Vorbild ist der ursprüngliche Bau von Philipp Hoffmann

Der Denkmalpflege gehe es vor allem darum, im Rahmen der Sanierung möglichst in der Zeit von Architekt und Erbauer Philipp Hoffmann zu bleiben und dem ursprünglichen Bau so nah wie möglich zu kommen, so die Bezirkskonservatorin. Hoffmann habe mit seinen Bauten in Wiesbaden das Stadtbild nachhaltig geprägt, so dass man die Gesamtkonzeption im Blick behalten müsse. Ein Beispiel: Der derzeitige Putz stammt aus der Zeit des Wiederaufbaus nach dem Zweiten Weltkrieg, stattdessen soll im Frühjahr, wenn der dritte Bauabschnitt beginnt, ein erdiger Ziegelton wie zu Hoffmanns Zeiten aufgebracht werden. Am Langhaus und den Querhäusern stehen neben der Ausbesserung und des Anstrichs des Putzes noch der Anstrich der Fenster und die Sanierung des Dachs an. Im letzten äußeren Bauabschnitt wird dann der Chor saniert.

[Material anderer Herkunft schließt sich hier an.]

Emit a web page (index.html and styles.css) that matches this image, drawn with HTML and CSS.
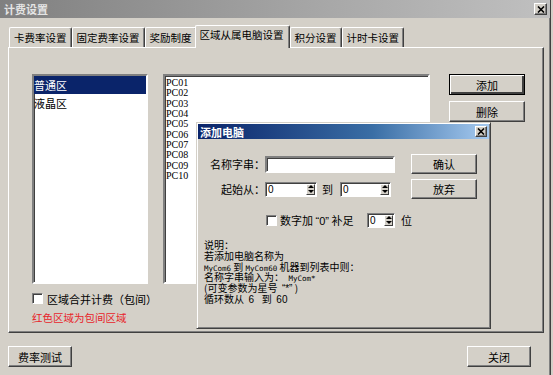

Wenn dann irgendwann alle Gerüste außen abgebaut sind und die Engel auf den Türmen unverstellt über Kirche und Stadt wachen können, bleibt keine Zeit zum Verschnaufen und es geht im Inneren weiter. Ein wenig Geduld müssen die Wiesbadener noch aufbringen, bis ihre „Boni“ wieder im alten Glanz erstrahlt.

 Die St. Bonifatiuskirche

Nachdem die ursprünglich am Luisenplatz im neoklassizistischen Stil erbaute Kirche wegen Baumängel kurz vor der Weihe in sich zusammengestürzte, erhielt Architekt Philipp Hoffmann den Auftrag zum Bau der St. Bonifatiuskirche. Hoffmann hatte in Wiesbaden einen Namen, hatte er doch die Russisch-Orthodoxe Kirche auf dem Neroberg und die Synagoge auf dem Michelsberg errichtet. Am 5. Juni 1845 wurde der Grundstein für eine Kirche gelegt, in der Hoffmann gotische Bauformen mit dem antiken Rundbogen verband. Am 19. Juni 1849 wurde St. Bonifatius geweiht.

Die aktuelle Sanierung ist die größte Baumaßnahme seit Errichtung der Kirche, so Pfarrer Klaus Nebel. Vor acht Jahren habe die Pfarrei mit Unterstützung des Bistums mit den Planungen begonnen, sagt der Pfarrer, der noch mit vier weiteren Sanierungsjahren rechnet.